Now, those of you who are individual donors, when added together, yours are big bucks, too, but individually you don’t have the power that the head honcho of the Chamber of Commerce does, at least with this current Republican leadership. And it isn’t just the Chamber. It’s certain people on Wall Street, certain people in finance. But that’s pretty much the line of demarcation. And the Republican leadership, I don’t think there’s any gray area about this. The Republican leadership seems to have thrown in with the Chamber and the donor class rather than follow its voters, which, if they did, they would thrive.

It’s exactly as I stated yesterday. I think if the Republican Party would get rid of this absolute inane fear they have if they could somehow be lobotomized, take the name “Goldwater” out of their brains. If they just got simply rid of this silly notion that their route to success is a Northeastern liberal to moderate Republican that can work with the Democrats or whatever and finally nominate a conservative, I don’t think they have any idea the groundswell of support that would descend upon them from all corners of this country.

Unfortunately, the people running the party don’t like those who comprise the party, the Tea Party, the base. Let’s face it, they think the Tea Party’s a bunch of kooks. They think the Tea Party’s a bunch of — well, some they think are decent people, they just don’t get it how Washington works. They’re rubes, and they just don’t get it. The typical way the Democrats have always looked at people. Democrats hold average Americans in contempt, by definition. Democrats look at individuals and see helplessness and hopelessness, and the Democrats believe that everybody needs to be saved from themselves because nobody has the guts or the ability to take care of themselves.

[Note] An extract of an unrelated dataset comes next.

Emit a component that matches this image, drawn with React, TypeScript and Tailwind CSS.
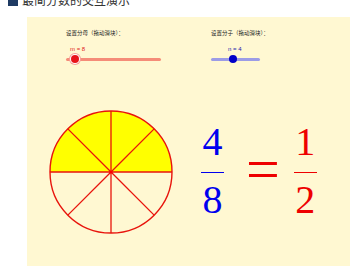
import React from 'react'

const cjk = { fontFamily: '"Noto Sans CJK SC", "Noto Sans", sans-serif' }
const serif = { fontFamily: '"Liberation Serif", "DejaVu Serif", serif' }

type SliderProps = {
  label: string
  value: string
  width: string
  trackColor: string
  thumb: React.ReactNode
  valueColor: string
  valueOffset: string
}

const Slider: React.FC<SliderProps> = ({ label, value, width, trackColor, thumb, valueColor, valueOffset }) => (
  <div className={`flex flex-col ${width}`}>
    <div className="h-[8px] text-[5.5px] leading-[8px] text-[#222] whitespace-nowrap" style={cjk}>{label}</div>
    <div className={`mt-[9px] h-[7px] text-[6px] leading-[7px] whitespace-nowrap ${valueColor} ${valueOffset}`} style={{ fontFamily: '"Liberation Sans", sans-serif' }}>
      {value}
    </div>
    <div className="relative h-[12px] flex items-center">
      <div className={`h-[3px] w-full rounded-full ${trackColor}`} />
      {thumb}
    </div>
  </div>
)

const PieChart: React.FC = () => {
  const cx = 63
  const cy = 63
  const r = 61
  const spokes = [0, 45, 90, 135, 180, 225, 270, 315]
  return (
    <svg width="126" height="126" viewBox="0 0 126 126" className="shrink-0">
      <path d={`M ${cx - r} ${cy} A ${r} ${r} 0 0 1 ${cx + r} ${cy} Z`} fill="#ffff00" />
      <circle cx={cx} cy={cy} r={r} fill="none" stroke="#e8140c" strokeWidth="1.4" />
      {spokes.map((a) => {
        const rad = (a * Math.PI) / 180
        return (
          <line
            key={a}
            x1={cx}
            y1={cy}
            x2={cx + r * Math.cos(rad)}
            y2={cy - r * Math.sin(rad)}
            stroke="#e8140c"
            strokeWidth="1.3"
          />
        )
      })}
      <circle cx={cx} cy={cy} r="1.6" fill="#ff0000" />
    </svg>
  )
}

const Fraction: React.FC<{ top: string; bottom: string; color: string; bar: string }> = ({ top, bottom, color, bar }) => (
  <div className={`flex flex-col items-center w-[23px] ${color}`} style={serif}>
    <div className="h-[40px] text-[40px] leading-[40px]">{top}</div>
    <div className={`mt-[10px] h-[1.5px] w-[23px] ${bar}`} />
    <div className="mt-[7px] h-[40px] text-[40px] leading-[40px]">{bottom}</div>
  </div>
)

const App: React.FC = () => {
  return (
    <div className="w-[350px] h-[266px] bg-white overflow-hidden">
      <div className="h-[17px] overflow-hidden">
        <div className="flex items-end h-[6px] pl-[8px] gap-[4px]">
          <svg width="10" height="14" viewBox="0 0 10 14" className="shrink-0">
            <polygon points="0,0 10,8 10,14 0,14" fill="#1f3b63" />
          </svg>
          <div className="text-[12px] leading-[14px] text-[#333] whitespace-nowrap -mb-[1px]" style={cjk}>
            最简分数的交互演示
          </div>
        </div>
      </div>
      <div className="ml-[27px] h-[249px] bg-[#fff8d2]">
        <div className="flex pt-[12px]">
          <div className="ml-[39px]">
            <Slider
              label="设置分母（拖动滑块）："
              value="m = 8"
              width="w-[95px]"
              trackColor="bg-[#f58c78]"
              valueColor="text-[#e02020]"
              valueOffset="pl-[4px]"
              thumb={
                <div className="absolute left-[3px] top-[0px] w-[12px] h-[12px] rounded-full bg-[#f6a09a] flex items-center justify-center">
                  <div className="w-[10px] h-[10px] rounded-full bg-white flex items-center justify-center">
                    <div className="w-[8px] h-[8px] rounded-full bg-[#e8141a]" />
                  </div>
                </div>
              }
            />
          </div>
          <div className="ml-[50px]">
            <Slider
              label="设置分子（拖动滑块）："
              value="n = 4"
              width="w-[49px]"
              trackColor="bg-[#9c9ce6]"
              valueColor="text-[#1a1ab0]"
              valueOffset="pl-[17px]"
              thumb={
                <div className="absolute left-[18px] top-[2px] w-[8px] h-[8px] rounded-full bg-[#0000c8]" />
              }
            />
          </div>
        </div>
        <div className="flex items-start mt-[44px] ml-[20.5px]">
          <PieChart />
          <div className="ml-[27.5px] mt-[12.5px]">
            <Fraction top="4" bottom="8" color="text-[#0000ee]" bar="bg-[#0000ee]" />
          </div>
          <div className="ml-[22px] mt-[30px] h-[60px] text-[60px] leading-[60px] text-[#ee0000]" style={serif}>
            =
          </div>
          <div className="ml-[14px] mt-[12.5px]">
            <Fraction top="1" bottom="2" color="text-[#ee0000]" bar="bg-[#ee0000]" />
          </div>
        </div>
      </div>
    </div>
  )
}

export default App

The Republicans are quickly morphing into the same attitude. Not about dependence, but almost with an air of superiority. Look at the body politic and say, “Yeah, they don’t know what we do. They don’t understand. They don’t have the ability to understand what we do. They don’t have the ability to understand how laws are made,” blah, blah, blah. And so the Republican Party, which used to have a real connection with the people who make this country work, Republican leadership’s in the process of losing that connection, losing their audience, is the term, if this were media. It isn’t media; it’s politics. They’re losing their base.

They’re losing the connection they have with their voters who are the ones who really make this country work. And those people, people who make this country work in increasing numbers, don’t trust Boehner and others in the Republican leadership, and they don’t trust Washington as a whole. They trust in God. That’s another story from yesterday we’re gonna get to, the fact that American exceptionalism is actually rooted in Christianity and — it’s a Wall Street Journal story, December 30th — about how many people in this country actually are Christian. It will stun you.

The Republican base trusts in God, trusts in families, free markets, Constitution. And they’re sick of the BS. Sick of being told what to eat; sick of being told what to drive; sick of being told how to keep warm; sick of being told it’s cold in Chicago in December, January, when it’s supposed to be, they already know it’s cold. And they’re sick of being told how to stay warm when it gets cold. They’re sick of being insulted.